The decision to inaugurate a third glass furnace will consolidate the company’s position among the three market leaders in Brazil in the heart of the industry. Work on the new infrastructure inspired a new production line and systems at the São Paulo plant.
“We were dealing with an excess of orders, which we could not take on due to capacity restrictions. The new furnace will increase production to 110.000 tons per year,” says Company President Edson Rossi, who predicts the results will pump up Vidroporto’s market share by 9 percent.
Colors and Creativity
Founded on October 1st 1977 by a small group of entrepreneurs from Porto Ferreira, São Paulo, Vidroporto makes glass packaging for alcoholic drinks and food. The company’s main products are destined for the cachaça (sugar cane liquor), beer, wine, cognac, ices, liquor and olive oil among others.

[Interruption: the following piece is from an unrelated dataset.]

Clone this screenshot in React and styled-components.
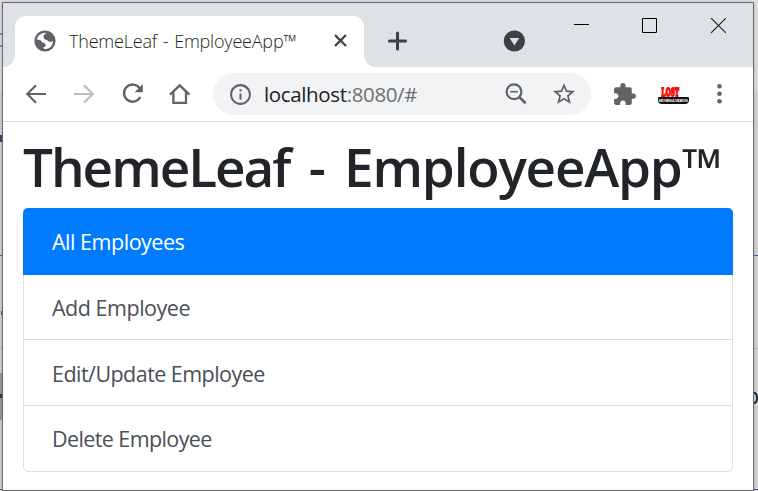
import React from 'react';
import styled, { createGlobalStyle } from 'styled-components';
import { MdExtension, MdStarBorder, MdInfoOutline } from 'react-icons/md';

const GlobalStyle = createGlobalStyle`
  * { box-sizing: border-box; }
  body { margin: 0; overflow: hidden; font-family: "Open Sans", "Noto Sans", sans-serif; }
`;

const Desktop = styled.div`
  position: relative;
  width: 758px;
  height: 491px;
  padding: 2px 4px 0 2px;
  overflow: hidden;
  background: linear-gradient(#e4e3e2 0, #dededd 90px, #d4d4d4 93px, #d4d4d4 100%);
`;

/* Slivers of the page lying behind the browser window. */
const Sliver = styled.span`
  position: absolute;
  left: ${(p) => p.$x}px;
  top: ${(p) => p.$y}px;
  width: ${(p) => p.$w || 2}px;
  height: ${(p) => p.$h || 1}px;
  background: ${(p) => p.$color};
`;

const HiddenLetter = styled.svg`
  position: absolute;
  left: 754px;
  top: 391px;
`;

const Window = styled.main`
  position: relative;
  width: 752px;
  height: 489px;
  border: 1px solid #6a6a6a;
  background: #fff;
  box-shadow: 0 0 5px rgba(0, 0, 0, 0.2);
`;

const TabStrip = styled.header`
  display: flex;
  height: 64px;
  background: #dee1e6;
`;

const Tab = styled.div`
  position: relative;
  display: flex;
  align-items: center;
  width: 349px;
  height: 51px;
  margin: 13px 0 0 12px;
  padding: 0 17px 2px 19px;
  border-radius: 11px 11px 0 0;
  background: #fff;
  &::before,
  &::after {
    content: '';
    position: absolute;
    bottom: 0;
    width: 12px;
    height: 12px;
  }
  &::before {
    left: -12px;
    background: radial-gradient(circle at 0 0, transparent 11.5px, #fff 12.3px);
  }
  &::after {
    right: -12px;
    background: radial-gradient(circle at 100% 0, transparent 11.5px, #fff 12.3px);
  }
`;

const TabTitle = styled.span`
  flex: 1;
  margin-left: 13px;
  font-size: 18px;
  font-weight: 340;
  letter-spacing: -0.2px;
  word-spacing: 1.3px;
  line-height: 24px;
  white-space: nowrap;
  color: #1c1f22;
`;

const NewTab = styled.div`
  margin: 28px 0 0 24px;
  height: 20px;
  line-height: 0;
`;

const TabSearch = styled.div`
  margin: 27px 0 0 96px;
  line-height: 0;
`;

const WindowButtons = styled.div`
  display: flex;
  gap: 53px;
  margin: 15px 0 0 49px;
  line-height: 0;
`;

const Toolbar = styled.nav`
  display: flex;
  align-items: center;
  height: 55px;
  padding-left: 22px;
  border-bottom: 1px solid #d9dbdc;
  color: #5f6368;
  svg { flex: none; display: block; }
`;

const NavIcons = styled.div`
  display: flex;
  gap: 24px;
`;

const Address = styled.div`
  display: flex;
  align-items: center;
  width: 378px;
  height: 42px;
  margin-left: 22px;
  padding: 0 14px 0 15px;
  border-radius: 21px;
  background: #f1f3f4;
`;

const Url = styled.span`
  flex: 1;
  margin-left: 11px;
  font-size: 20.5px;
  line-height: 28px;
  letter-spacing: -0.36px;
  white-space: nowrap;
  color: #6b6f73;
  b { font-weight: 400; color: #202124; }
`;

const AddressIcons = styled.div`
  display: flex;
  align-items: center;
  gap: 24px;
`;

const Extensions = styled.div`
  display: flex;
  align-items: center;
  margin-left: 21px;
`;

const Lost = styled.div`
  display: flex;
  flex-direction: column;
  align-items: center;
  width: 32px;
  height: 20px;
  margin: 1px 28px 0 20px;
`;

const LostName = styled.span`
  height: 12px;
  font: 700 11px/12px "Liberation Serif", serif;
  letter-spacing: 0.3px;
  -webkit-text-stroke: 1.5px #f40d0d;
  color: #f40d0d;
  transform: translate(-3px, 0) scale(0.58, 1.22);
`;

const LostBanner = styled.span`
  width: 31px;
  height: 7px;
  border-radius: 1px 1px 4px 4px;
  background: #111;
  color: #fff;
  font: 700 4px/7px "Liberation Sans", sans-serif;
  letter-spacing: -0.47px;
  text-align: center;
  white-space: nowrap;
`;

const Page = styled.section`
  padding: 15px 20px 0;
`;

const Title = styled.h1`
  margin: 0;
  height: 71px;
  font-size: 53px;
  font-weight: 600;
  line-height: 60px;
  letter-spacing: -2px;
  word-spacing: 7.5px;
  white-space: nowrap;
  color: #212529;
`;

const TitleApp = styled.span`
  margin-left: 1px;
  letter-spacing: -1.2px;
`;

const List = styled.ul`
  width: 710px;
  margin: 0;
  padding: 0;
  list-style: none;
  border: 1px solid #dfdfdf;
  border-top: 0;
  border-radius: 5px;
`;

const Item = styled.li`
  display: flex;
  align-items: center;
  height: ${(p) => p.$h}px;
  margin: ${(p) => (p.$active ? '0 -1px' : '0')};
  padding: ${(p) => p.$drop || 1}px ${(p) => (p.$active ? 29 : 28)}px 0;
  border-radius: ${(p) => (p.$active ? '5px 5px 0 0' : '0')};
  border-bottom: ${(p) => (p.$active || p.$last ? '0' : '1px solid #dfdfdf')};
  background: ${(p) => (p.$active ? '#007bff' : 'transparent')};
  color: ${(p) => (p.$active ? '#fff' : '#495057')};
  font-size: 21.5px;
  line-height: 32px;
  letter-spacing: ${(p) => p.$spacing}px;
`;

const items = [
  { label: 'All Employees', h: 67, spacing: -0.48, active: true },
  { label: 'Add Employee', h: 65, spacing: -0.48 },
  { label: 'Edit/Update Employee', h: 66, spacing: -0.54, drop: 3 },
  { label: 'Delete Employee', h: 65, spacing: -0.6, last: true },
];

const Globe = () => (
  <svg width="22" height="22" viewBox="0 0 22 22">
    <circle cx="11" cy="11" r="10.6" fill="#5f6368" />
    <path d="M2.9 9.8C3.4 5.8 6.7 2.7 11.8 2.7C12 4.4 10.2 4.3 9.6 5.4C9.1 6.6 10.1 7.1 10.2 8.2C10.3 9.3 11.3 9.6 12.6 10.1C13.9 10.7 14.2 11.6 15.7 11.7C17.2 11.8 18 11.3 19.2 11.4C18.7 15.8 15.2 19.2 10.4 19.1L9.1 17.5C11 17.2 11.8 16.3 11.7 14.8C11.6 13 9.9 12.9 8.5 12.4C7 11.9 7.4 10.5 5.9 10.1C5 9.8 4 9.9 2.9 9.8Z" fill="#fff" />
  </svg>
);

const Arrow = ({ forward }) => (
  <svg width="24" height="24" viewBox="0 0 24 24" fill="none" stroke={forward ? '#babcbe' : '#5f6368'} strokeWidth="2.2">
    <path d={forward ? 'M1 12H19.5M11 3.3L19.7 12L11 20.7' : 'M21 12H2.5M11 3.3L2.3 12L11 20.7'} />
  </svg>
);

export default function App() {
  return (
    <Desktop>
      <GlobalStyle />
      <Sliver $x={0} $y={33} $h={2} $color="#6f9bd0" />
      <Sliver $x={0} $y={45} $h={2} $color="#6f9bd0" />
      <Sliver $x={0} $y={135} $h={7} $color="#31506f" />
      <Sliver $x={0} $y={255} $color="#466b98" />
      <Sliver $x={1} $y={311} $h={4} $w={1} $color="#77531f" />
      <Sliver $x={0} $y={348} $color="#b9b9b9" />
      <Sliver $x={0} $y={373} $h={47} $color="#9b9b9b" />
      <Sliver $x={0} $y={394} $h={4} $color="#293d57" />
      <Sliver $x={0} $y={489} $color="#466b98" />
      <Sliver $x={754} $y={255} $w={4} $color="#466b98" />
      <Sliver $x={754} $y={348} $w={4} $color="#bababa" />
      <Sliver $x={754} $y={489} $w={4} $color="#466b98" />
      <Window>
        <TabStrip>
          <Tab>
            <Globe />
            <TabTitle>ThemeLeaf - EmployeeApp™</TabTitle>
            <svg width="13" height="13" viewBox="0 0 13 13" stroke="#3c4043" strokeWidth="2.3">
              <path d="M1 1L12 12M12 1L1 12" />
            </svg>
          </Tab>
          <NewTab>
            <svg width="19" height="20" viewBox="0 0 19 20" stroke="#3c4043" strokeWidth="3" strokeLinecap="round">
              <path d="M1.5 10H17.5M9.5 2V18" />
            </svg>
          </NewTab>
          <TabSearch>
            <svg width="22" height="22" viewBox="0 0 22 22">
              <circle cx="11.4" cy="11" r="10.6" fill="#3c4043" />
              <path d="M6.6 8H16.2L11.4 15.6Z" fill="#dee1e6" />
            </svg>
          </TabSearch>
          <WindowButtons>
            <svg width="15" height="15" viewBox="0 0 15 15"><path d="M0 6.5H15" stroke="#000" /></svg>
            <svg width="15" height="15" viewBox="0 0 15 15"><path d="M.5 .5H14.5V14.5H.5Z" fill="none" stroke="#000" /></svg>
            <svg width="16" height="15" viewBox="0 0 16 15"><path d="M1 0L16 15M16 0L1 15" stroke="#222" strokeWidth="1.1" /></svg>
          </WindowButtons>
        </TabStrip>
        <Toolbar>
          <NavIcons>
            <Arrow />
            <Arrow forward />
            <svg width="24" height="24" viewBox="0 0 24 24" fill="none" stroke="#5f6368" strokeWidth="2.3">
              <path d="M18.7 6.2A8.6 8.6 0 1 0 19.3 15" />
              <path d="M21.8 2V10.2H13.6Z" fill="#5f6368" stroke="none" />
            </svg>
            <svg width="22" height="24" viewBox="0 0 22 24" fill="none" stroke="#5f6368" strokeWidth="2.3">
              <path d="M1 12.6L10.7 3.4L20.4 12.6M4.4 10.3V20.8H17V10.3" />
            </svg>
          </NavIcons>
          <Address>
            <MdInfoOutline size={25} />
            <Url><b>localhost</b>:8080/#</Url>
            <AddressIcons>
              <svg width="22" height="22" viewBox="0 0 22 22" fill="none" stroke="#5f6368" strokeWidth="2.2">
                <circle cx="9" cy="8.7" r="7.4" />
                <path d="M5.2 8.7H12.8" strokeWidth="1.6" />
                <path d="M14.2 14L20.6 20.3" strokeWidth="2.6" />
              </svg>
              <MdStarBorder size={26} />
            </AddressIcons>
          </Address>
          <Extensions>
            <MdExtension size={25} />
            <Lost>
              <LostName>LOST</LostName>
              <LostBanner>MOVIES &amp; VIDEOS</LostBanner>
            </Lost>
            <svg width="5" height="20" viewBox="0 0 5 20" fill="#5f6368">
              <circle cx="2.5" cy="2.3" r="2.3" />
              <circle cx="2.5" cy="9.8" r="2.3" />
              <circle cx="2.5" cy="17.3" r="2.3" />
            </svg>
          </Extensions>
        </Toolbar>
        <Page>
          <Title>ThemeLeaf - <TitleApp>EmployeeApp™</TitleApp></Title>
          <List>
            {items.map((i) => (
              <Item key={i.label} $h={i.h} $spacing={i.spacing} $drop={i.drop} $active={i.active} $last={i.last}>{i.label}</Item>
            ))}
          </List>
        </Page>
      </Window>
      <HiddenLetter width="4" height="14" viewBox="0 0 4 14" fill="none" stroke="#1b2430" strokeWidth="1.8">
        <path d="M0 2C4 2 4 12 0 12" />
      </HiddenLetter>
    </Desktop>
  );
}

The 50,000-square-meter Porto Ferreira factory, which employs 500 people, stands in an industrial park that covers 300,000 square meters and 50,000-square-meter build area the plant of Porto Ferreira has 500 employees.

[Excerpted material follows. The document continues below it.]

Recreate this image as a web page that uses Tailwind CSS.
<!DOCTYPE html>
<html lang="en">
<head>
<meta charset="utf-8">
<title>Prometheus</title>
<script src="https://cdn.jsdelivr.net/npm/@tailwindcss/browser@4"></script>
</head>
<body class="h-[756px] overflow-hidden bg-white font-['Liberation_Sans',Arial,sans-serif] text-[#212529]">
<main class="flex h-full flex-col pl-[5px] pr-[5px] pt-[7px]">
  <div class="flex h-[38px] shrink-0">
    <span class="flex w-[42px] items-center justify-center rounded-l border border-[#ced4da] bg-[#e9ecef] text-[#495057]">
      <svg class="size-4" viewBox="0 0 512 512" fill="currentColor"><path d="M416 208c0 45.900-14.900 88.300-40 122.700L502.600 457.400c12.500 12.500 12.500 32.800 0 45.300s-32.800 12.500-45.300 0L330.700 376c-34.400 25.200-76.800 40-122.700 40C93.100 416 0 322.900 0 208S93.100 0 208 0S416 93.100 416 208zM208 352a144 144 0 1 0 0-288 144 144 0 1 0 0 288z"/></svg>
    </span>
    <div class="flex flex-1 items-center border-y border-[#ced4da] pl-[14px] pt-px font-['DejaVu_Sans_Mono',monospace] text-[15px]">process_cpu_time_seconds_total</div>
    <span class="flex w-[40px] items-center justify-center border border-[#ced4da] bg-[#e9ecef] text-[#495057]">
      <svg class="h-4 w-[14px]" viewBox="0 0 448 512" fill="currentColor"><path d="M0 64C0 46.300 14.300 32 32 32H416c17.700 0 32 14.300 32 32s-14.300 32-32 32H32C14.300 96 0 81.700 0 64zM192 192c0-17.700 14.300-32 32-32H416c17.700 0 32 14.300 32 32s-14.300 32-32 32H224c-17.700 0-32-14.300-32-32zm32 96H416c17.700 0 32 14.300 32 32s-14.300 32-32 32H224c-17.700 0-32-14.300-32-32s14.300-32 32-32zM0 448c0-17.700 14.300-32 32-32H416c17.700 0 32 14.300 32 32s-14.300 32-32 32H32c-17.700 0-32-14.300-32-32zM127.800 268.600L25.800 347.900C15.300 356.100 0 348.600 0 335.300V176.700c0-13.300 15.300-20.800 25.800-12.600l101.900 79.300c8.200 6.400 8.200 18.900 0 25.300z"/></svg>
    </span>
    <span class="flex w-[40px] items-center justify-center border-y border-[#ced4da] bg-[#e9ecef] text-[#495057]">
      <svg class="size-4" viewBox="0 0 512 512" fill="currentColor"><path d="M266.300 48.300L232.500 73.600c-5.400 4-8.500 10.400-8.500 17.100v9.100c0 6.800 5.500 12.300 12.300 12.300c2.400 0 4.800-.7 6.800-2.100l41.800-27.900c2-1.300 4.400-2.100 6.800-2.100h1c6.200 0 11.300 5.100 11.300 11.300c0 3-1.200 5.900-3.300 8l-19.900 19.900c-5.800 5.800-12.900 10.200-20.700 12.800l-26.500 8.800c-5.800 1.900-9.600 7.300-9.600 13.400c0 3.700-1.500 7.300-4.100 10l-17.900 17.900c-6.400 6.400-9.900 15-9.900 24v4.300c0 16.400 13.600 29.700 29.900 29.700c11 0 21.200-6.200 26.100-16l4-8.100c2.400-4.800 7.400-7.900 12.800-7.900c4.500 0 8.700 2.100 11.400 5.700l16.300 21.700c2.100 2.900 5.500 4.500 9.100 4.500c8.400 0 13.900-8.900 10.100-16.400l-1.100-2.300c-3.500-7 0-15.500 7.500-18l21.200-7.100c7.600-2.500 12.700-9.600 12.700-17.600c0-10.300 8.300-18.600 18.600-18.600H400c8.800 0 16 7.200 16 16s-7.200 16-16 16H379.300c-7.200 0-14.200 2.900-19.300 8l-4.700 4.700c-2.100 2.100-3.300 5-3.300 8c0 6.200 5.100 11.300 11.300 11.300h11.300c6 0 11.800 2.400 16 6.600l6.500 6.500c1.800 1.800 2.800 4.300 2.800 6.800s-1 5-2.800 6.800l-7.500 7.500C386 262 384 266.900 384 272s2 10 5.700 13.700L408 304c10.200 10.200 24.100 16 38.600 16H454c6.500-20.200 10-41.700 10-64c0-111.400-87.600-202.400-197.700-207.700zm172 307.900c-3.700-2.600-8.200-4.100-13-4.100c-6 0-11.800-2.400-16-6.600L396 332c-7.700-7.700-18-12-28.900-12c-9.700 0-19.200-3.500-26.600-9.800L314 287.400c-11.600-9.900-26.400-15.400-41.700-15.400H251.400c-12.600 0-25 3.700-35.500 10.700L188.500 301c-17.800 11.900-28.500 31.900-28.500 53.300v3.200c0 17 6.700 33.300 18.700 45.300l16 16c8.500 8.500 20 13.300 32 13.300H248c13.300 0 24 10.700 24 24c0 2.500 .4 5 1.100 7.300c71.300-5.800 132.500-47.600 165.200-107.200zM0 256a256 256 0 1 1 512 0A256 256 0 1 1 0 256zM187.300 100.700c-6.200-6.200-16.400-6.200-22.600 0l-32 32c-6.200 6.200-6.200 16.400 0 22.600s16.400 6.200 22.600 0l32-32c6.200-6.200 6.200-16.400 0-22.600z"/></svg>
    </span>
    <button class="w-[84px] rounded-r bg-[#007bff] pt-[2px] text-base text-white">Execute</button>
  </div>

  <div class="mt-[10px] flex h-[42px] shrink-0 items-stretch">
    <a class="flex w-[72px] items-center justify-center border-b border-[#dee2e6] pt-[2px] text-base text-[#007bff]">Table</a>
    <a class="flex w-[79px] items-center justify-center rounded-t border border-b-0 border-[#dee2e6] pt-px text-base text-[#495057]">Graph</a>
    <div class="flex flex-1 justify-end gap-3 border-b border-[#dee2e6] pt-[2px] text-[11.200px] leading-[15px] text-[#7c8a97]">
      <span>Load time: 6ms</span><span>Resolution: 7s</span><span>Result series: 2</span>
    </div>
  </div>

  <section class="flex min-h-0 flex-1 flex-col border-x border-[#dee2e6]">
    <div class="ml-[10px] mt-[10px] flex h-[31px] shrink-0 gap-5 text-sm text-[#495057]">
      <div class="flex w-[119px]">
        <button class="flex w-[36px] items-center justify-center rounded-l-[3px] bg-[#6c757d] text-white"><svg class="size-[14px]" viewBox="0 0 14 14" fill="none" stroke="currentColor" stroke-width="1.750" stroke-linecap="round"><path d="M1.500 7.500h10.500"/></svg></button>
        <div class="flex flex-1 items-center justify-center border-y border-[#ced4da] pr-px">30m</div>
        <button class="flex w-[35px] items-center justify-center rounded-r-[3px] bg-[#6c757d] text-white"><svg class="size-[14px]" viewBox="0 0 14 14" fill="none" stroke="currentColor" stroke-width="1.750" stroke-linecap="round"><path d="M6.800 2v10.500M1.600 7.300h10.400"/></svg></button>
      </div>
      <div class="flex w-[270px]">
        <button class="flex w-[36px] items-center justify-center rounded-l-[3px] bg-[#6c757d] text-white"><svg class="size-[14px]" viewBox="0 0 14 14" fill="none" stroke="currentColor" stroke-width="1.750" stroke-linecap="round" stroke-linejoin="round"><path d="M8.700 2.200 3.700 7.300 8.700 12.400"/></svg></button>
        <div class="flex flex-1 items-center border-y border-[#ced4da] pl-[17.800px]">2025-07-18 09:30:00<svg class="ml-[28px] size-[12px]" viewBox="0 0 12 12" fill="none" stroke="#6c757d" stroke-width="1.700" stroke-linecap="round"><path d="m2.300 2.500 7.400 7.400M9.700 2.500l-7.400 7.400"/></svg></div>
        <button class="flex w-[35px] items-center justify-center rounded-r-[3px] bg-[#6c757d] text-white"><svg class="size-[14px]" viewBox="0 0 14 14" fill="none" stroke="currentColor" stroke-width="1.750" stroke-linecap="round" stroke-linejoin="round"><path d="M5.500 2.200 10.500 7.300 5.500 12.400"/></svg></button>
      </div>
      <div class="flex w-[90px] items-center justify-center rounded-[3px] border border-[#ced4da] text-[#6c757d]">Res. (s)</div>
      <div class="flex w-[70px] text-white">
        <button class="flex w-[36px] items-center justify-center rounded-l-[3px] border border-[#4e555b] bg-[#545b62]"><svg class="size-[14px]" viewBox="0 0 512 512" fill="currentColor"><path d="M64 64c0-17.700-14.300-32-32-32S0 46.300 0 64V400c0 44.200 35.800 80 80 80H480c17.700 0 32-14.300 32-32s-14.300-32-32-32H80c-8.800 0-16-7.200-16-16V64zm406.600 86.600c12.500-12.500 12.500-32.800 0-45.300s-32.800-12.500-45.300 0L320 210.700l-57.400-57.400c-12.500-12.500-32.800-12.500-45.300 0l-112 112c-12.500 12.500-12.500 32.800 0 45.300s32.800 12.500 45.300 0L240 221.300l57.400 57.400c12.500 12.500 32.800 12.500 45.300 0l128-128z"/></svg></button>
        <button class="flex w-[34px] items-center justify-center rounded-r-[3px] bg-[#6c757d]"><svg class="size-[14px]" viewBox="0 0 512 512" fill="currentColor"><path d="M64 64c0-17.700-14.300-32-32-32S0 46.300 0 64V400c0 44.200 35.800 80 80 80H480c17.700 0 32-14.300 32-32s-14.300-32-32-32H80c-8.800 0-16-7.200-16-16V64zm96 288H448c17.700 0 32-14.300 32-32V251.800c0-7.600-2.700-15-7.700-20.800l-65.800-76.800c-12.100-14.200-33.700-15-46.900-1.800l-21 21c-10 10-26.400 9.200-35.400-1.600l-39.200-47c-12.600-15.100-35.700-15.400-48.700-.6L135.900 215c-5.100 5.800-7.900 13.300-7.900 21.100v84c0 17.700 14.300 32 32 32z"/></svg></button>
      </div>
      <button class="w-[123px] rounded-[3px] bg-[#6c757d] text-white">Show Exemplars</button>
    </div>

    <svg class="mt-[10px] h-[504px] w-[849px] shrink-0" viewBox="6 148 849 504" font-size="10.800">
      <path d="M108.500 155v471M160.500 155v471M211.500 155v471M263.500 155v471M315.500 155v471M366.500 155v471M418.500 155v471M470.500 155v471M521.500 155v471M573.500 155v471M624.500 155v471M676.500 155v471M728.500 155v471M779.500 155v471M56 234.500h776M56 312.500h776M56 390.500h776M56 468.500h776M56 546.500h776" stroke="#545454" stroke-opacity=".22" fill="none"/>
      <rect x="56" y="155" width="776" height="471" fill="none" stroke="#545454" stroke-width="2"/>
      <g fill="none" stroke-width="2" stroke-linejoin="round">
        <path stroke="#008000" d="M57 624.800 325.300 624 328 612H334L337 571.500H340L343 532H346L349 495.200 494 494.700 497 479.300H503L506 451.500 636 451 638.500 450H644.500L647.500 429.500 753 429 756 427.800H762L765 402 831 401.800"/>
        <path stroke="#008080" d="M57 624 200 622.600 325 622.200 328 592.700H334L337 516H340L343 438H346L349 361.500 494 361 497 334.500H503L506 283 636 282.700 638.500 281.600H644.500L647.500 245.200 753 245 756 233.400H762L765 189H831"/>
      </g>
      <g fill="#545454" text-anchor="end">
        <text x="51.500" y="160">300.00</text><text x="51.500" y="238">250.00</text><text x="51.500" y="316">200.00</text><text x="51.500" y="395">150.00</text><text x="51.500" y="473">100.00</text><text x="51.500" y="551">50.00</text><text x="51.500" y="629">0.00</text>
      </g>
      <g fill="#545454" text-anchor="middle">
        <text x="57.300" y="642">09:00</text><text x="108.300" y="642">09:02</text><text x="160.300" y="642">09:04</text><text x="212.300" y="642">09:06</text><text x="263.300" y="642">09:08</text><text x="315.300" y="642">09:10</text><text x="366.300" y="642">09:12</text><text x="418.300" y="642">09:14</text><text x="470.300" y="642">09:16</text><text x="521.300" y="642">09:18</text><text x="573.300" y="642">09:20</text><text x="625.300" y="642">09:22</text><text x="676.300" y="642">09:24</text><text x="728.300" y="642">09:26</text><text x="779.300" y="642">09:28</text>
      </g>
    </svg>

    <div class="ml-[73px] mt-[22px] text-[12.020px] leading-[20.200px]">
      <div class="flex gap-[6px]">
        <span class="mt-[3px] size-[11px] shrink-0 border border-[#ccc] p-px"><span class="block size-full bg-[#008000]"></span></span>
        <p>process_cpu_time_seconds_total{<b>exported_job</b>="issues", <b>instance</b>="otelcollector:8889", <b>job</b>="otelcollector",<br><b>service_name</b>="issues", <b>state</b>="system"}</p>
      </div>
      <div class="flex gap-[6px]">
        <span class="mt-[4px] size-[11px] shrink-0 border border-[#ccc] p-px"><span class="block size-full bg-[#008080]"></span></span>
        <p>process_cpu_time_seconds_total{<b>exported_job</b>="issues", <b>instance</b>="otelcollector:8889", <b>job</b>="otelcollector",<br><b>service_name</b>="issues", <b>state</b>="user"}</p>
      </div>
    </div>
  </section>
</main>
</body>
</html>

The first packaging line entered production in 1981. “From the outset, our bottles differentiated themselves from others available on the market by the broad range of models, weights and colors (amber, flint, colorless, green and olive green),” Rossi comments. Vidroporto bottles vary from 310 milliliters to 1,000 milliliters and can be closed with corks, twist, fixed and anti-drip tops. Modern and traditional at the same time, Vidroporto glass provides several advantages: versatile, practical, re-usable, resistant, elegant, hygienic and 100 percent recyclable.
With the increase in the average Brazilian’s income over the last few years, glass has gained momentum in the race against PET (polyethylene terephthalate) to the manufacturers’ purses. According to Rossi this is largely owing to “the environmental advantage of re-usability.”
Clients such as Ambev, Petropolis, Asteca, Missiatto, Velho Barreiro, 51, Bebidas Asteca, Cervejaria Petrópolis and Caninha Velho Barreiro among others have allowed Vidroporto to include the increase in production volume into new sales contracts. Rossi points out however, that projections also include many new prospective clients.
Vidroporto’s investment in increasing production comes at the time when Brazilian economic are pessimistic about the country’s growth. “Despite the general direction of the market, we are confident that by increasing output from our facility, we will achieve an extremely positive response,” Rossi affirms.
His opinions are justified by a glance at the company’s books: 2013 saw revenue of $60 million and projects figures between $68 and $72 million in 2014. “The decision to expand our production capacity was taken in 2012, when the concentrated market repressed demand,” Rossi explains. Recent reports state Vidroporto increased its market share from 8 percent to 18 percent in 2014.
The company has always invested in maintaining its technology. An overhaul of first glass furnace was carried out in 1987 – just six years after the start of production. Since then, Vidroporto has not only continued improvements to its equipment, but also expanded the second furnace in 2005 and staff leisure infrastructure in 2010. “Our technology is the most up-to-date available in our industry,” Rossi affirms.
Acquisitions such as forming machines and furnace energy saving regenerators, which not only increase efficiency but produce better quality glass, keep procedures at the forefront of the industry. “The new production line comprises a system of raw-material storage and mixes fusing furnaces, molding equipment, tension-relieving furnaces and inspection line technology imported from Germany, Sweden, Italy and the United States,” Rossi clarifies.
In 2012 and 2013 technological adjustments to existing operations included automated packaging lines and the installation of the first shard cullet system in Brazil.
The new furnace and changes to the factory boosted the capacity to 42 million bottles a month – an increase that required hiring 200 more employees.
Rossi emphasizes the repercussions on market positioning: “The new structure, with state-of-the-art technology affords us greater competitive advantage: economy of scale in purchase and sale. It also increases our strength in highly sought after segments requiring huge volumes of glass, like beer bottle manufacturing.”
Recognized for its commitment to the industry, the future of the glass packaging industry is safe in Vidroporto’s hands. The company has products of proven quality, which respect tradition and technology and guarantee consumer satisfaction and environmental protection.